Yoshihiro Tatsumi dessina ses mémoires dans Une Vie dans les Marges. Une autobiographie sur son parcours de mangaka, ses lectures de jeunesse, sa rencontre avec les créateurs de l’époque, le milieu éditorial, la révolution gekiga : le tout sur fond de chronique sociale sur le Japon d’après-guerre. Pauvreté, chômage, malaise social,… les grands thèmes qui ont fait le succès du gekiga trouvent leurs origines dans l’enfance de ce personnage. Après sa défaite et sa mise sous tutelle par les USA, le Japon va mal et les classes sociales les plus fragiles vont en payer le prix fort. C’est dans ce climat rude et austère que notre héros passionné de manga — un médium nouveau dominé par le prodige Osamu Tezuka, dont les codes et les habitudes de lecture évoluent rapidement — va orienter sa vie autour de cette pratique. Comme beaucoup de ses pairs, il se forme très jeune, en recopiant les illustrés et les mangas du moment et en se plaçant comme assistant auprès de dessinateurs accomplis. Le parcours de cet alter ego de l’auteur va nous révéler son plus grand secret : dessiner, dessiner et dessiner, la pratique comme seule école.

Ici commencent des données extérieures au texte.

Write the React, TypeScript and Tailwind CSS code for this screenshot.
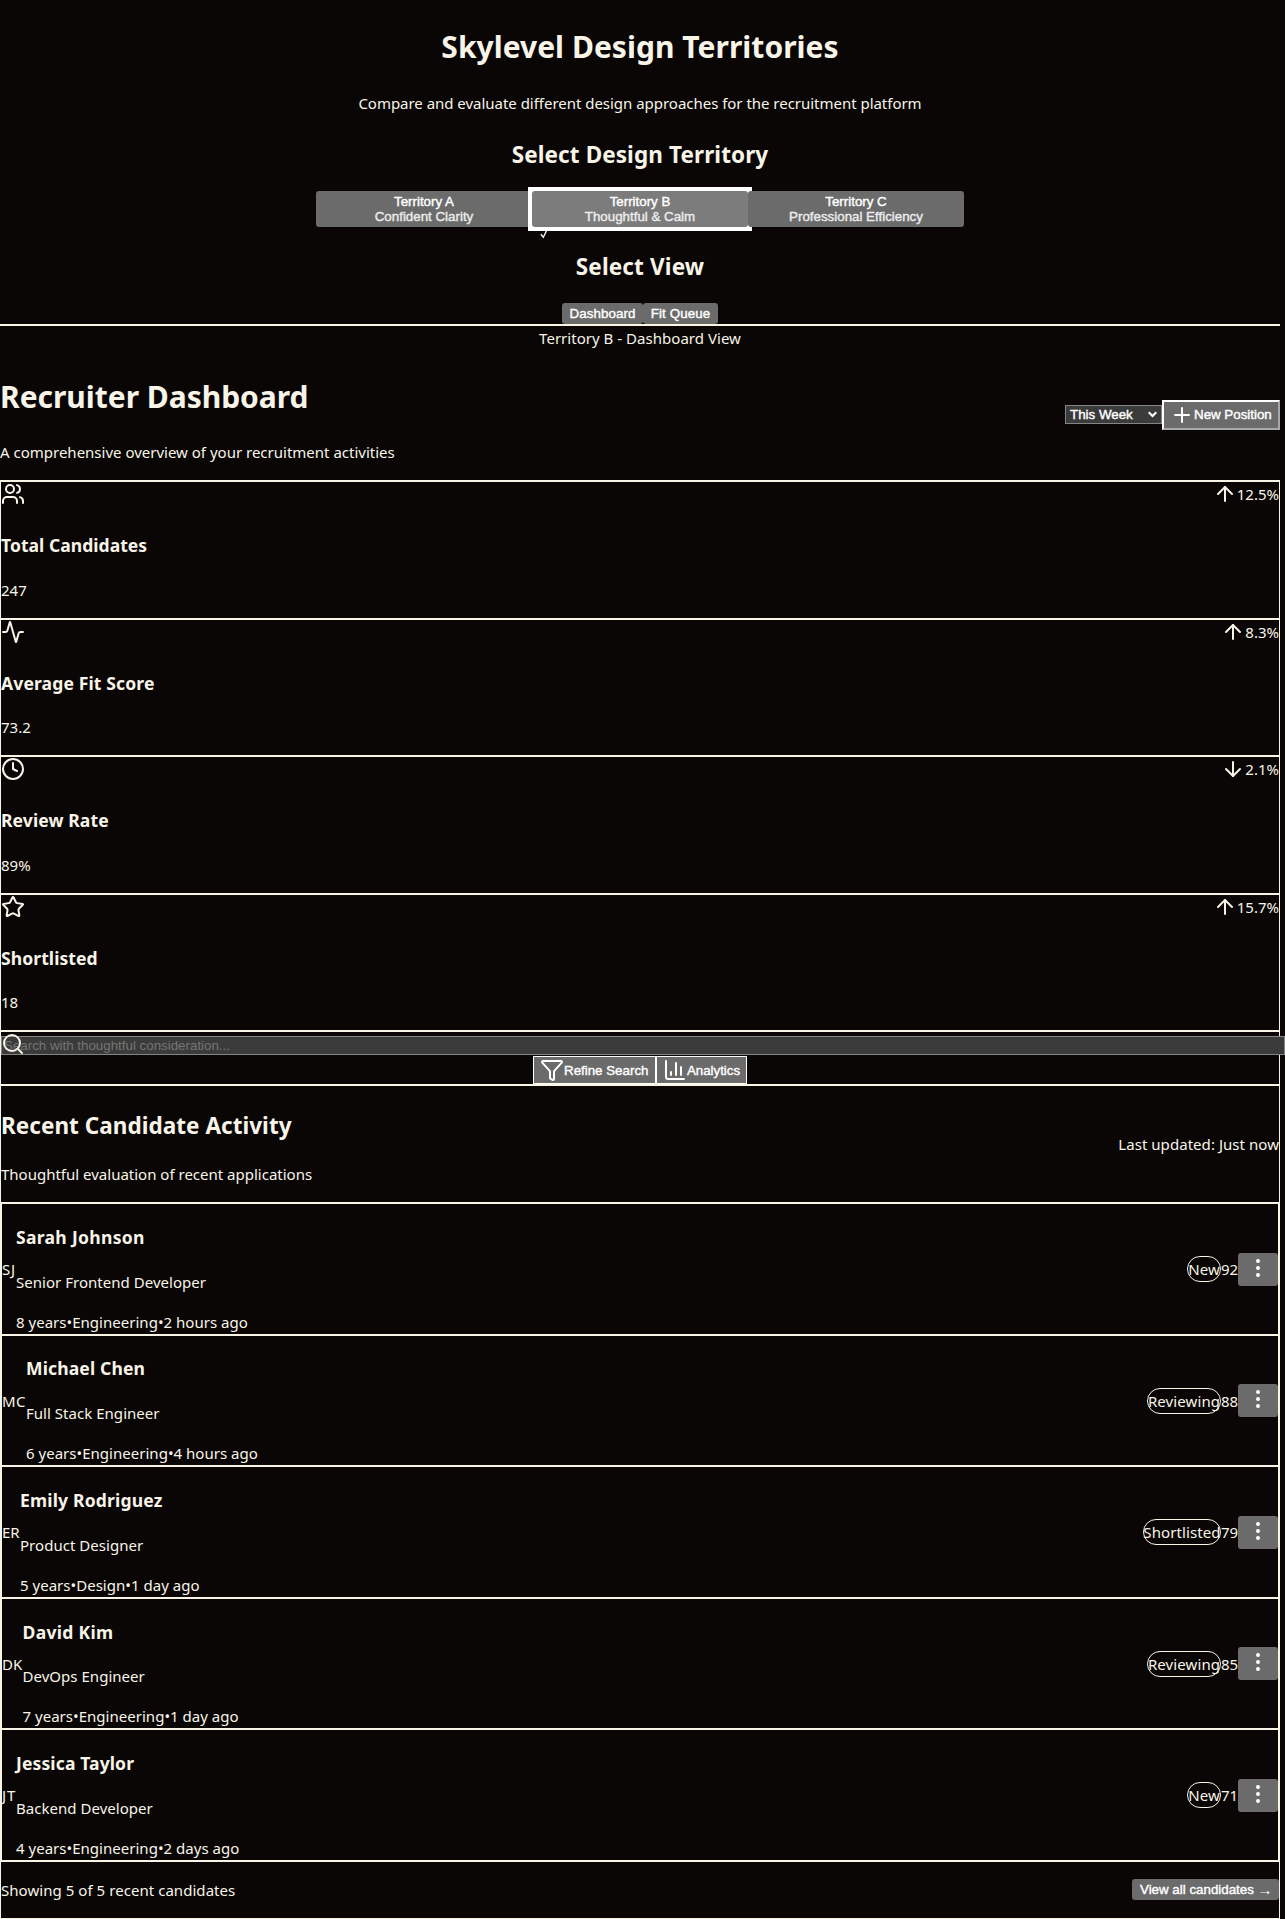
import React from "react";
import {
  Activity,
  ArrowDown,
  ArrowUp,
  ChartColumn,
  Clock,
  EllipsisVertical,
  Funnel,
  Plus,
  Search,
  Star,
  Users,
} from "lucide-react";

const territories = [
  { name: "Territory A", mood: "Confident Clarity", selected: false },
  { name: "Territory B", mood: "Thoughtful & Calm", selected: true },
  { name: "Territory C", mood: "Professional Efficiency", selected: false },
];

const stats = [
  { title: "Total Candidates", value: "247", change: "12.5%", up: true, Icon: Users, size: "h-[138px]", gap: "mt-[19px]", track: "tracking-[0.03px]" },
  { title: "Average Fit Score", value: "73.2", change: "8.3%", up: true, Icon: Activity, size: "h-[137px]", gap: "mt-[18px]", track: "tracking-[0.13px]" },
  { title: "Review Rate", value: "89%", change: "2.1%", up: false, Icon: Clock, size: "h-[138px]", gap: "mt-[19px]", track: "tracking-[0.1px]" },
  { title: "Shortlisted", value: "18", change: "15.7%", up: true, Icon: Star, size: "h-[137px]", gap: "mt-[18px]", track: "tracking-[0.08px]" },
];

const candidates = [
  { initials: "SJ", name: "Sarah Johnson", role: "Senior Frontend Developer", years: "8 years", team: "Engineering", when: "2 hours ago", status: "New", score: 92, row: "h-[132px]", top: "mt-[19px]", gap: "mt-[19px]", avatar: "w-[14px] tracking-[0.8px]", badge: "w-[34px]", nameTrack: "tracking-[0.3px]" },
  { initials: "MC", name: "Michael Chen", role: "Full Stack Engineer", years: "6 years", team: "Engineering", when: "4 hours ago", status: "Reviewing", score: 88, row: "h-[131px]", top: "mt-[18px]", gap: "mt-[19px]", avatar: "w-[24px] tracking-[0.4px]", badge: "w-[74px]", nameTrack: "tracking-[0.13px]" },
  { initials: "ER", name: "Emily Rodriguez", role: "Product Designer", years: "5 years", team: "Design", when: "1 day ago", status: "Shortlisted", score: 79, row: "h-[132px]", top: "mt-[19px]", gap: "mt-[19px]", avatar: "w-[18px]", badge: "w-[78px]", nameTrack: "tracking-[0.17px]" },
  { initials: "DK", name: "David Kim", role: "DevOps Engineer", years: "7 years", team: "Engineering", when: "1 day ago", status: "Reviewing", score: 85, row: "h-[131px]", top: "mt-[19px]", gap: "mt-[18px]", avatar: "w-[20.5px]", badge: "w-[74px]", nameTrack: "tracking-[0.3px]" },
  { initials: "JT", name: "Jessica Taylor", role: "Backend Developer", years: "4 years", team: "Engineering", when: "2 days ago", status: "New", score: 71, row: "h-[132px]", top: "mt-[19px]", gap: "mt-[19px]", avatar: "w-[14px] tracking-[0.8px]", badge: "w-[34px]", nameTrack: "tracking-[0.12px]" },
];

const control =
  "font-['Liberation_Sans',sans-serif] text-[13.333px] leading-[15px] text-white whitespace-nowrap [-webkit-text-stroke:0.4px]";

function Selector() {
  return (
    <header className="flex h-[326px] flex-col items-center border-b-2 border-[#f8f4e6]">
      <h1 className="mt-[23px] text-[30px] leading-[47px] font-bold tracking-[0.03px]">Skylevel Design Territories</h1>
      <p className="mt-[21px] tracking-[-0.025px]">Compare and evaluate different design approaches for the recruitment platform</p>
      <h2 className="mt-[22px] text-[22.5px] leading-[35px] font-bold tracking-[0.1px]">Select Design Territory</h2>
      <div className="mt-[19px] flex">
        {territories.map((t) => (
          <button
            key={t.name}
            className={`${control} relative h-9 w-[216px] rounded-[3px] py-[3px] text-center ${
              t.selected ? "bg-[#7c7c7c]" : "bg-[#6b6b6b]"
            }`}
          >
            {t.selected && (
              <>
                <span className="absolute -inset-1 -z-10 bg-white" />
                <span className="absolute top-0 -left-1 h-full w-1 bg-white" />
                <svg className="absolute top-10 left-2 h-[8px] w-[9px]" viewBox="0 0 9 8" fill="none" stroke="#f8f4e6" strokeWidth="1.4">
                  <path d="M0.8 3.2L3.3 6.2L6.7 -0.6" />
                </svg>
              </>
            )}
            <span className="block">{t.name}</span>
            <span className="block text-[#ececec]">{t.mood}</span>
          </button>
        ))}
      </div>
      <h2 className="mt-[22px] text-[22.5px] leading-[35px] font-bold tracking-[0.15px]">Select View</h2>
      <div className="mt-[19px] flex">
        <button className={`${control} h-[21px] w-[81px] rounded-[3px] bg-[#6b6b6b] tracking-[0.1px]`}>Dashboard</button>
        <button className={`${control} h-[21px] w-[75px] rounded-[3px] bg-[#6b6b6b] tracking-[0.1px]`}>Fit Queue</button>
      </div>
    </header>
  );
}

function DashboardHeader() {
  return (
    <div className="flex h-[130px] items-start justify-between">
      <div>
        <h1 className="mt-[23px] text-[30px] leading-[47px] font-bold tracking-[-0.03px]">Recruiter Dashboard</h1>
        <p className="mt-[20px]">A comprehensive overview of your recruitment activities</p>
      </div>
      <div className="mt-[50px] flex items-start">
        <div role="combobox" className={`${control} mt-[5px] flex h-[19px] w-[97px] items-center justify-between border border-[#858585] bg-[#3b3b3b] pr-[4px] pl-1`}>
          <span>This Week</span>
          <svg className="h-[7px] w-[9px]" viewBox="0 0 9 7" fill="none" stroke="white" strokeWidth="2">
            <path d="M0.7 1.2L4.5 5L8.3 1.2" />
          </svg>
        </div>
        <button className={`${control} flex h-[30px] w-[118px] items-start border-2 border-t-white border-r-[#a8a8a8] border-b-[#a8a8a8] border-l-white bg-[#6b6b6b] pt-px pl-1.5`}>
          <Plus className="size-6 shrink-0" />
          <span className="mt-1">New Position</span>
        </button>
      </div>
    </div>
  );
}

function Stats() {
  return (
    <section>
      {stats.map(({ title, value, change, up, Icon, size, gap, track }) => (
        <article key={title} className={`${size} border-t-2 border-[#f8f4e6]`}>
          <div className="flex justify-between">
            <Icon className="size-6" />
            <div className="flex">
              {up ? <ArrowUp className="size-6" /> : <ArrowDown className="size-6" />}
              <span>{change}</span>
            </div>
          </div>
          <h3 className={`mt-[25px] text-[17.55px] leading-[28px] font-bold ${track}`}>{title}</h3>
          <p className={gap}>{value}</p>
        </article>
      ))}
    </section>
  );
}

function SearchPanel() {
  return (
    <section className="relative h-[54px] border-t-2 border-[#f8f4e6] pt-1">
      <input
        placeholder="Search with thoughtful consideration..."
        className="block h-[19px] w-[1284px] border border-[#858585] bg-[#3b3b3b] px-0.5 font-['Liberation_Sans',sans-serif] text-[13.333px] leading-[15px] placeholder:text-[#757575] placeholder:opacity-100"
      />
      <Search className="absolute top-0 left-0 size-6" />
      <div className="mt-px flex justify-center">
        <button className={`${control} flex h-[28px] w-[123px] items-start border border-white bg-[#6b6b6b] pt-px pl-1.5`}>
          <Funnel className="size-6 shrink-0" />
          <span className="mt-[5px]">Refine Search</span>
        </button>
        <button className={`${control} flex h-[28px] w-[91px] items-start border border-white bg-[#6b6b6b] pt-px pl-1.5 tracking-[-0.03px]`}>
          <ChartColumn className="size-6 shrink-0" />
          <span className="mt-[5px]">Analytics</span>
        </button>
      </div>
    </section>
  );
}

function Candidates() {
  return (
    <div className="-mx-px border-x-2 border-[#f8f4e6]">
      {candidates.map((c) => (
        <article key={c.name} className={`${c.row} flex justify-between border-t-2 border-[#f8f4e6]`}>
          <div className="flex">
            <div className={`${c.avatar} pt-[53px]`}>{c.initials}</div>
            <div>
              <h3 className={`${c.top} text-[17.55px] leading-[28px] font-bold ${c.nameTrack}`}>{c.name}</h3>
              <p className={`${c.gap} tracking-[0.03px]`}>{c.role}</p>
              <div className="mt-4 flex tracking-[0.02px]">
                <span>{c.years}</span>
                <span>•</span>
                <span>{c.team}</span>
                <span>•</span>
                <span>{c.when}</span>
              </div>
            </div>
          </div>
          <div className={`flex items-start ${c.row === "h-[131px]" ? "pt-[48px]" : "pt-[49px]"}`}>
            <span className={`${c.badge} ${c.row === "h-[131px]" ? "mt-1" : "mt-[3px]"} flex h-[26px] justify-center rounded-full border border-[#f8f4e6] tracking-[0.1px]`}>
              {c.status}
            </span>
            <span className={`${c.row === "h-[131px]" ? "mt-[5px]" : "mt-1"} w-[17px]`}>{c.score}</span>
            <button className="flex h-[33px] w-10 justify-center rounded-[3px] bg-[#6b6b6b] pt-[3px] text-white">
              <EllipsisVertical className="size-6" />
            </button>
          </div>
        </article>
      ))}
    </div>
  );
}

export default function App() {
  return (
    <div className="isolate min-h-[1919px] overflow-hidden bg-[#090605] font-['Noto_Sans',sans-serif] text-[15px] leading-6 text-[#f8f4e8]">
      <main className="w-[1280px]">
        <Selector />
        <p className="text-center tracking-[0.03px]">Territory B - Dashboard View</p>
        <DashboardHeader />
        <div className="h-[1439px] border-x border-b border-[#f8f4e6]">
          <Stats />
          <SearchPanel />
          <section className="border-t-2 border-[#f8f4e6]">
            <div className="flex h-[116px] justify-between">
              <div>
                <h2 className="mt-[22px] text-[22.5px] leading-[35px] font-bold tracking-[0.04px]">Recent Candidate Activity</h2>
                <p className="mt-[19px]">Thoughtful evaluation of recent applications</p>
              </div>
              <span className="mt-[46px] tracking-[0.05px]">Last updated: Just now</span>
            </div>
            <Candidates />
            <footer className="flex h-[58px] items-start justify-between border-t-2 border-[#f8f4e6] pt-4">
              <span className="tracking-[0.05px]">Showing 5 of 5 recent candidates</span>
              <button className={`${control} mt-px flex h-[21px] w-[147px] rounded-[3px] bg-[#6b6b6b] pt-[3px] pl-2`}>
                View all candidates&nbsp;<span className="text-[15px] [-webkit-text-stroke:0px]">→</span>
              </button>
            </footer>
          </section>
        </div>
      </main>
    </div>
  );
}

« — Je me suis dit qu’avec les droits que j’allais recevoir, je pourrais peut être aller à l’université…
– Tu es sérieux ? Réfléchis, enfin ! Ça fait 6 mois que tu as envoyé L’île des enfants et toujours pas de nouvelles ! C’est mal parti pour gagner des sous ! Tu te trompes si tu comptes sur tes droits. Les prix gagnés avec tes mangas en une case…te rapporteront toujours beaucoup plus. »
Son style et sa manière de représenter le monde ont forgé une école graphique et ont influencé bon nombre de dessinateurs contemporains. Le ton sombre contraste avec les dessins lumineux, et la violence des situations est servie par une mise en scène légère. À travers ses planches et son découpage, il parvient à nous emporter dans cette exploration sans artifice d’histoires qui souvent finissent mal. Mais c’est surtout ses thèmes et son sens de la mise en scène qui feront de ce jeune dessinateur le maître d’un genre nouveau.
Récompensé dans de nombreux pays pour cette œuvre testament, ce diptyque a occupé les dix dernières années de la vie de Yoshihiro Tatsumi. Disparu en 2016, il nous lègue un témoignage fort et attachant sur une vie de travail et de création toujours en prise avec la réalité. Les œuvres de Tatsumi tendent à l’universel et nous touchent par son approche personnelle. Une manière poétique et artistique de voir le monde qui ne fait pas abstraction de la condition humaine et des problématiques de son temps.